Investigations of the Nature of Zn(II) -Si(II) Bonds.

Abstract

A series of zinc(II) silylenes was prepared by using the silylene {PhC(NtBu)2 }(C5 Me5 )Si. Whereas reaction of the silylene with ZnX2 (X=Cl, I) gave the halide-bridged dimers [{PhC(NtBu)2 }(C5 Me5 )SiZnX(μ-X)]2 , with ZnR2 (R=Ph, Et, C6 F5 ) as reagent the monomers [{PhC(NtBu)2 }(C5 Me5 )SiZnR2 ] were obtained. The stability of the complexes and the Zn-Si bond lengths clearly depend on the substitution pattern of the zinc atom. Electron-withdrawing groups stabilize these adducts, whereas electron-donating groups destabilize them. This could be rationalized by quantum chemical calculations.

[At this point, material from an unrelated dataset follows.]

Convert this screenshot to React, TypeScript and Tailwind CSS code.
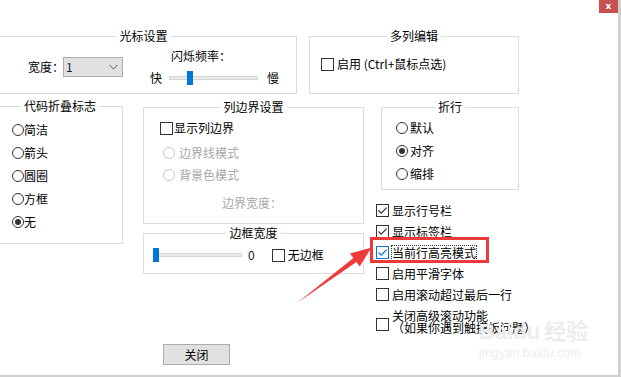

Two different bonding modes in these molecules were identified, which are responsible for the differences in reactivity: 1) strong polar Zn-Si single bonds with short Zn-Si distances, Zn-Si force constants close to that of a classical single bond, and strong binding energy (ca. 2.39 Å, 1.33 mdyn Å(-1) , and 200 kJ mol(-1) ), which suggest an ion pair consisting of a silyl cation with a Zn-Si single bond; 2) relatively weak donor-acceptor Zn-Si bonds with long Zn-Si distances, low Zn-Si force constants, and weak binding energy (ca. 2.49 Å, 0.89 mdyn Å(-1) , and 115 kJ mol(-1) ), which can be interpreted as a silylene-zinc adduct.